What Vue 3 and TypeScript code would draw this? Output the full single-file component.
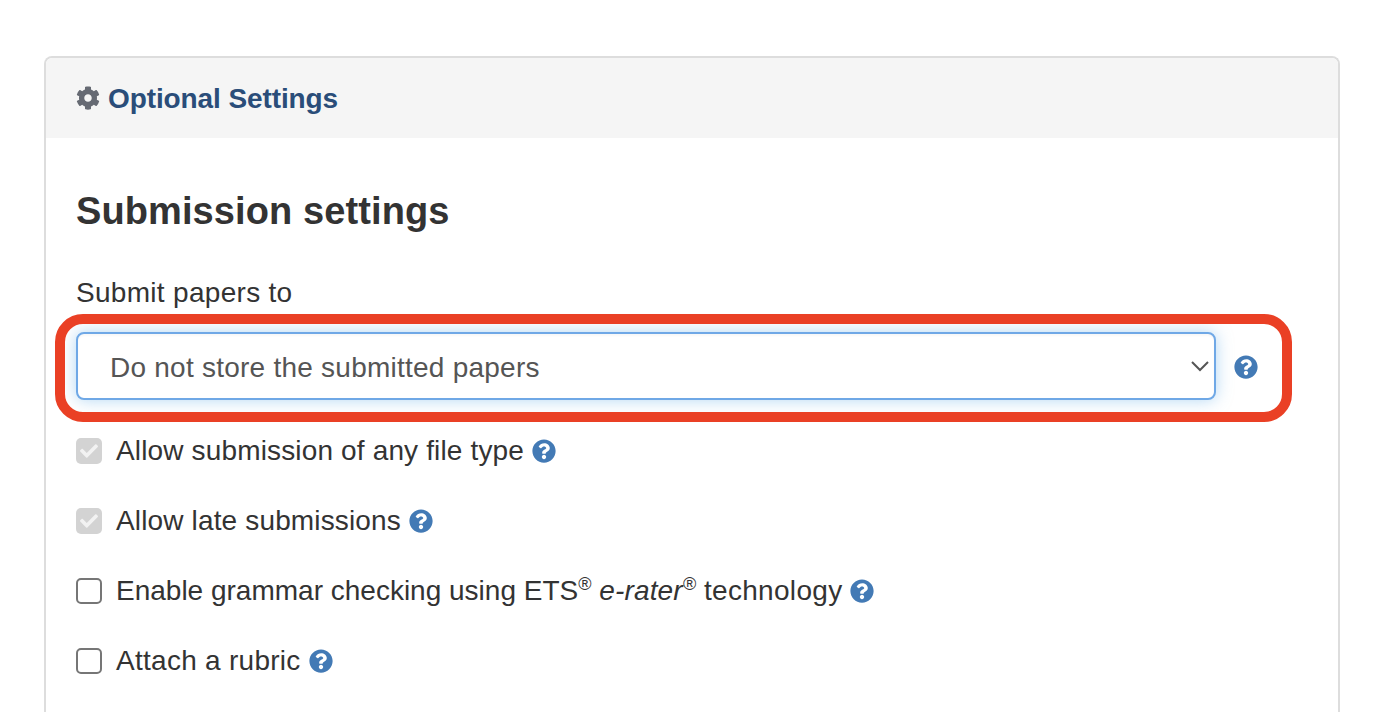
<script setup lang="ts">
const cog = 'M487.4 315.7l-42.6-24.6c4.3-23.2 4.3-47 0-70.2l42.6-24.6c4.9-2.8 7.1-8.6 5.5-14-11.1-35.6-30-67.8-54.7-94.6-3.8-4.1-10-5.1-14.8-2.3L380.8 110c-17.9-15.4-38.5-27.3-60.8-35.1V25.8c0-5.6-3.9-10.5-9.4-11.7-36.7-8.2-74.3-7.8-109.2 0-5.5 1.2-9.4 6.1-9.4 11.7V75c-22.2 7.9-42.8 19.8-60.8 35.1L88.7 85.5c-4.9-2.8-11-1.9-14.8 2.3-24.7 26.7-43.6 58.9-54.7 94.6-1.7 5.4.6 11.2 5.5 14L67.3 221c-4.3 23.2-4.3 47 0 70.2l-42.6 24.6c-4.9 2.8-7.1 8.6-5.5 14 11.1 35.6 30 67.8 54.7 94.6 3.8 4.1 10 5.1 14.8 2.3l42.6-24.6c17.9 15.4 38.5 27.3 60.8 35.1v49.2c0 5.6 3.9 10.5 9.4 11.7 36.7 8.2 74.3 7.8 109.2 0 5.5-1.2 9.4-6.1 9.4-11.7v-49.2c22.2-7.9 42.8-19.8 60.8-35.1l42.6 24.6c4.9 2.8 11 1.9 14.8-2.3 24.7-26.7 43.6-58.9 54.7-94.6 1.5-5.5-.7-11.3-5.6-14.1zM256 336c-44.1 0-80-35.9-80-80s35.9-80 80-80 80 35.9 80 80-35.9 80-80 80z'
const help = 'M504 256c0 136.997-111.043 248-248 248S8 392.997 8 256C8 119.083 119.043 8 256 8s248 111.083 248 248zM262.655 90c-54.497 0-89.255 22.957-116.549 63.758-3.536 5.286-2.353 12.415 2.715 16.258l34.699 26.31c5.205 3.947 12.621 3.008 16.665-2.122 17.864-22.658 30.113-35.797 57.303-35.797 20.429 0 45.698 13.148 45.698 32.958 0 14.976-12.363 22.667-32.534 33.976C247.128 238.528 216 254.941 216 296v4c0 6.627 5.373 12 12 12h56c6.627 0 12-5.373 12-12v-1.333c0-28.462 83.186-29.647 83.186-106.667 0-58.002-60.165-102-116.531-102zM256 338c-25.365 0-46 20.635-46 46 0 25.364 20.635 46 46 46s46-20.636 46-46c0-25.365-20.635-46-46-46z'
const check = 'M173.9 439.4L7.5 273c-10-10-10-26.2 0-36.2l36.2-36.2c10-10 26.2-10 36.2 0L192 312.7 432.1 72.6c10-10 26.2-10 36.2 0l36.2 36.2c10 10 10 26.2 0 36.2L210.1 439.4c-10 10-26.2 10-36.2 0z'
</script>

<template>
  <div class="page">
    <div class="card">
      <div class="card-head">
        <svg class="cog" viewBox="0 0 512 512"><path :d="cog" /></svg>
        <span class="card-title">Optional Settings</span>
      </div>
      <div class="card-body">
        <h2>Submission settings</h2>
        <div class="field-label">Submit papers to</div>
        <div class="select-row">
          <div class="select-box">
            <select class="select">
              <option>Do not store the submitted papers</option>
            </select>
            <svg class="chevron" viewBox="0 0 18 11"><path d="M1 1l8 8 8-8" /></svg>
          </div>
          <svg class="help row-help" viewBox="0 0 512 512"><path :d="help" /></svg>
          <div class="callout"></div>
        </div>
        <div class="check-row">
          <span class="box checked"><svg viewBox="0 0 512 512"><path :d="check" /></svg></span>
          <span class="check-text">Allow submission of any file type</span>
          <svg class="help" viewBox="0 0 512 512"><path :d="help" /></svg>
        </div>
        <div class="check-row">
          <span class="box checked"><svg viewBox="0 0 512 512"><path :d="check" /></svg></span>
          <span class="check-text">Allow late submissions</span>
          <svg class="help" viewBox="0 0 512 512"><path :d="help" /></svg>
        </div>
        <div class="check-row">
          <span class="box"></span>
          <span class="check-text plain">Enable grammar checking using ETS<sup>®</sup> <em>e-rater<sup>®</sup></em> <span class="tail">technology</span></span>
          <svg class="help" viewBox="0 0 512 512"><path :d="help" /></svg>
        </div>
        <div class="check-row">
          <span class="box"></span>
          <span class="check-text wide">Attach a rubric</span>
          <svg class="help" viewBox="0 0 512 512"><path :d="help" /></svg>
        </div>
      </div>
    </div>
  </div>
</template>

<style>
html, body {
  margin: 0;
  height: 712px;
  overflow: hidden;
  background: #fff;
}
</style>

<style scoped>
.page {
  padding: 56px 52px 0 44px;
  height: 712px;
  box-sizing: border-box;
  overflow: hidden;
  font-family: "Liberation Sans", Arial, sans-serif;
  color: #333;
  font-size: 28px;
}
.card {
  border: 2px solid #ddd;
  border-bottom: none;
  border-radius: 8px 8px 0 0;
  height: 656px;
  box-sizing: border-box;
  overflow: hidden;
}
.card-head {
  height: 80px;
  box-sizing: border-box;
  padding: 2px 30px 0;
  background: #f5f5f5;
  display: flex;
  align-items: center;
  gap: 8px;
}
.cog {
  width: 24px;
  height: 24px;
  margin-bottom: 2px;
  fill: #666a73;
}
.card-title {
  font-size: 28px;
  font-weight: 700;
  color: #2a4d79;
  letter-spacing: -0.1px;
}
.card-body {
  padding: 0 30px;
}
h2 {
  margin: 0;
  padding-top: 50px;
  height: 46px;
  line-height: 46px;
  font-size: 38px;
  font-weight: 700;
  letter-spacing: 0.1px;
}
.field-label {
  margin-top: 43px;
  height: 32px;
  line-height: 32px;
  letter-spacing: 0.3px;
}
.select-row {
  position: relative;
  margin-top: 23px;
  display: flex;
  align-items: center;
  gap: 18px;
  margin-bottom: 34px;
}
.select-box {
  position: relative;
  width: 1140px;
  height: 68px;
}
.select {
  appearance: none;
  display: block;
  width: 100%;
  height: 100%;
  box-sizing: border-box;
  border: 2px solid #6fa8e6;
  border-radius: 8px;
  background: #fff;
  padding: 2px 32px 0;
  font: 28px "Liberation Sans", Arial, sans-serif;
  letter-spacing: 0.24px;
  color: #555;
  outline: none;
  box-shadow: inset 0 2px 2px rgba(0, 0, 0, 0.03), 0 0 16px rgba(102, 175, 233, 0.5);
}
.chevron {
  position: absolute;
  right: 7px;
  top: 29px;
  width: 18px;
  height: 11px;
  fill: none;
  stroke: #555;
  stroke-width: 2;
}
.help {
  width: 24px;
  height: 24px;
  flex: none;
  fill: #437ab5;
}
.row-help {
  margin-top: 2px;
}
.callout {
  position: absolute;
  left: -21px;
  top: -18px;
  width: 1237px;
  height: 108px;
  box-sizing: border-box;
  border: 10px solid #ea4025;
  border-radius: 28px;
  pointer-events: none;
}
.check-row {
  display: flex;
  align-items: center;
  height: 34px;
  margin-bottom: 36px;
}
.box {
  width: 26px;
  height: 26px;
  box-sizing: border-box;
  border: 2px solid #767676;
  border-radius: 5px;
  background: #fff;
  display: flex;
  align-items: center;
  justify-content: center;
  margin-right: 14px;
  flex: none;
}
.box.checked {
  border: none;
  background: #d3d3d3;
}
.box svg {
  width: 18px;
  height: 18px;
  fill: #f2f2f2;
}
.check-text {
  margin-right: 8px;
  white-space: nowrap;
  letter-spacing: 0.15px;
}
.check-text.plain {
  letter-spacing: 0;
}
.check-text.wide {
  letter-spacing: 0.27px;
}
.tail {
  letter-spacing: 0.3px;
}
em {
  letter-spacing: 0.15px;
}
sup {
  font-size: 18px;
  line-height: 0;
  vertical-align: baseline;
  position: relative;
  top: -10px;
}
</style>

-=-=-=-=-

Copy out all of the material exactly as written, without its pictures.

What Vue 3 and TypeScript code would draw this? Output the full single-file component.
<script setup lang="ts">
const cog = 'M487.4 315.7l-42.6-24.6c4.3-23.2 4.3-47 0-70.2l42.6-24.6c4.9-2.8 7.1-8.6 5.5-14-11.1-35.6-30-67.8-54.7-94.6-3.8-4.1-10-5.1-14.8-2.3L380.8 110c-17.9-15.4-38.5-27.3-60.8-35.1V25.8c0-5.6-3.9-10.5-9.4-11.7-36.7-8.2-74.3-7.8-109.2 0-5.5 1.2-9.4 6.1-9.4 11.7V75c-22.2 7.9-42.8 19.8-60.8 35.1L88.7 85.5c-4.9-2.8-11-1.9-14.8 2.3-24.7 26.7-43.6 58.9-54.7 94.6-1.7 5.4.6 11.2 5.5 14L67.3 221c-4.3 23.2-4.3 47 0 70.2l-42.6 24.6c-4.9 2.8-7.1 8.6-5.5 14 11.1 35.6 30 67.8 54.7 94.6 3.8 4.1 10 5.1 14.8 2.3l42.6-24.6c17.9 15.4 38.5 27.3 60.8 35.1v49.2c0 5.6 3.9 10.5 9.4 11.7 36.7 8.2 74.3 7.8 109.2 0 5.5-1.2 9.4-6.1 9.4-11.7v-49.2c22.2-7.9 42.8-19.8 60.8-35.1l42.6 24.6c4.9 2.8 11 1.9 14.8-2.3 24.7-26.7 43.6-58.9 54.7-94.6 1.5-5.5-.7-11.3-5.6-14.1zM256 336c-44.1 0-80-35.9-80-80s35.9-80 80-80 80 35.9 80 80-35.9 80-80 80z'
const help = 'M504 256c0 136.997-111.043 248-248 248S8 392.997 8 256C8 119.083 119.043 8 256 8s248 111.083 248 248zM262.655 90c-54.497 0-89.255 22.957-116.549 63.758-3.536 5.286-2.353 12.415 2.715 16.258l34.699 26.31c5.205 3.947 12.621 3.008 16.665-2.122 17.864-22.658 30.113-35.797 57.303-35.797 20.429 0 45.698 13.148 45.698 32.958 0 14.976-12.363 22.667-32.534 33.976C247.128 238.528 216 254.941 216 296v4c0 6.627 5.373 12 12 12h56c6.627 0 12-5.373 12-12v-1.333c0-28.462 83.186-29.647 83.186-106.667 0-58.002-60.165-102-116.531-102zM256 338c-25.365 0-46 20.635-46 46 0 25.364 20.635 46 46 46s46-20.636 46-46c0-25.365-20.635-46-46-46z'
const check = 'M173.9 439.4L7.5 273c-10-10-10-26.2 0-36.2l36.2-36.2c10-10 26.2-10 36.2 0L192 312.7 432.1 72.6c10-10 26.2-10 36.2 0l36.2 36.2c10 10 10 26.2 0 36.2L210.1 439.4c-10 10-26.2 10-36.2 0z'
</script>

<template>
  <div class="page">
    <div class="card">
      <div class="card-head">
        <svg class="cog" viewBox="0 0 512 512"><path :d="cog" /></svg>
        <span class="card-title">Optional Settings</span>
      </div>
      <div class="card-body">
        <h2>Submission settings</h2>
        <div class="field-label">Submit papers to</div>
        <div class="select-row">
          <div class="select-box">
            <select class="select">
              <option>Do not store the submitted papers</option>
            </select>
            <svg class="chevron" viewBox="0 0 18 11"><path d="M1 1l8 8 8-8" /></svg>
          </div>
          <svg class="help row-help" viewBox="0 0 512 512"><path :d="help" /></svg>
          <div class="callout"></div>
        </div>
        <div class="check-row">
          <span class="box checked"><svg viewBox="0 0 512 512"><path :d="check" /></svg></span>
          <span class="check-text">Allow submission of any file type</span>
          <svg class="help" viewBox="0 0 512 512"><path :d="help" /></svg>
        </div>
        <div class="check-row">
          <span class="box checked"><svg viewBox="0 0 512 512"><path :d="check" /></svg></span>
          <span class="check-text">Allow late submissions</span>
          <svg class="help" viewBox="0 0 512 512"><path :d="help" /></svg>
        </div>
        <div class="check-row">
          <span class="box"></span>
          <span class="check-text plain">Enable grammar checking using ETS<sup>®</sup> <em>e-rater<sup>®</sup></em> <span class="tail">technology</span></span>
          <svg class="help" viewBox="0 0 512 512"><path :d="help" /></svg>
        </div>
        <div class="check-row">
          <span class="box"></span>
          <span class="check-text wide">Attach a rubric</span>
          <svg class="help" viewBox="0 0 512 512"><path :d="help" /></svg>
        </div>
      </div>
    </div>
  </div>
</template>

<style>
html, body {
  margin: 0;
  height: 712px;
  overflow: hidden;
  background: #fff;
}
</style>

<style scoped>
.page {
  padding: 56px 52px 0 44px;
  height: 712px;
  box-sizing: border-box;
  overflow: hidden;
  font-family: "Liberation Sans", Arial, sans-serif;
  color: #333;
  font-size: 28px;
}
.card {
  border: 2px solid #ddd;
  border-bottom: none;
  border-radius: 8px 8px 0 0;
  height: 656px;
  box-sizing: border-box;
  overflow: hidden;
}
.card-head {
  height: 80px;
  box-sizing: border-box;
  padding: 2px 30px 0;
  background: #f5f5f5;
  display: flex;
  align-items: center;
  gap: 8px;
}
.cog {
  width: 24px;
  height: 24px;
  margin-bottom: 2px;
  fill: #666a73;
}
.card-title {
  font-size: 28px;
  font-weight: 700;
  color: #2a4d79;
  letter-spacing: -0.1px;
}
.card-body {
  padding: 0 30px;
}
h2 {
  margin: 0;
  padding-top: 50px;
  height: 46px;
  line-height: 46px;
  font-size: 38px;
  font-weight: 700;
  letter-spacing: 0.1px;
}
.field-label {
  margin-top: 43px;
  height: 32px;
  line-height: 32px;
  letter-spacing: 0.3px;
}
.select-row {
  position: relative;
  margin-top: 23px;
  display: flex;
  align-items: center;
  gap: 18px;
  margin-bottom: 34px;
}
.select-box {
  position: relative;
  width: 1140px;
  height: 68px;
}
.select {
  appearance: none;
  display: block;
  width: 100%;
  height: 100%;
  box-sizing: border-box;
  border: 2px solid #6fa8e6;
  border-radius: 8px;
  background: #fff;
  padding: 2px 32px 0;
  font: 28px "Liberation Sans", Arial, sans-serif;
  letter-spacing: 0.24px;
  color: #555;
  outline: none;
  box-shadow: inset 0 2px 2px rgba(0, 0, 0, 0.03), 0 0 16px rgba(102, 175, 233, 0.5);
}
.chevron {
  position: absolute;
  right: 7px;
  top: 29px;
  width: 18px;
  height: 11px;
  fill: none;
  stroke: #555;
  stroke-width: 2;
}
.help {
  width: 24px;
  height: 24px;
  flex: none;
  fill: #437ab5;
}
.row-help {
  margin-top: 2px;
}
.callout {
  position: absolute;
  left: -21px;
  top: -18px;
  width: 1237px;
  height: 108px;
  box-sizing: border-box;
  border: 10px solid #ea4025;
  border-radius: 28px;
  pointer-events: none;
}
.check-row {
  display: flex;
  align-items: center;
  height: 34px;
  margin-bottom: 36px;
}
.box {
  width: 26px;
  height: 26px;
  box-sizing: border-box;
  border: 2px solid #767676;
  border-radius: 5px;
  background: #fff;
  display: flex;
  align-items: center;
  justify-content: center;
  margin-right: 14px;
  flex: none;
}
.box.checked {
  border: none;
  background: #d3d3d3;
}
.box svg {
  width: 18px;
  height: 18px;
  fill: #f2f2f2;
}
.check-text {
  margin-right: 8px;
  white-space: nowrap;
  letter-spacing: 0.15px;
}
.check-text.plain {
  letter-spacing: 0;
}
.check-text.wide {
  letter-spacing: 0.27px;
}
.tail {
  letter-spacing: 0.3px;
}
em {
  letter-spacing: 0.15px;
}
sup {
  font-size: 18px;
  line-height: 0;
  vertical-align: baseline;
  position: relative;
  top: -10px;
}
</style>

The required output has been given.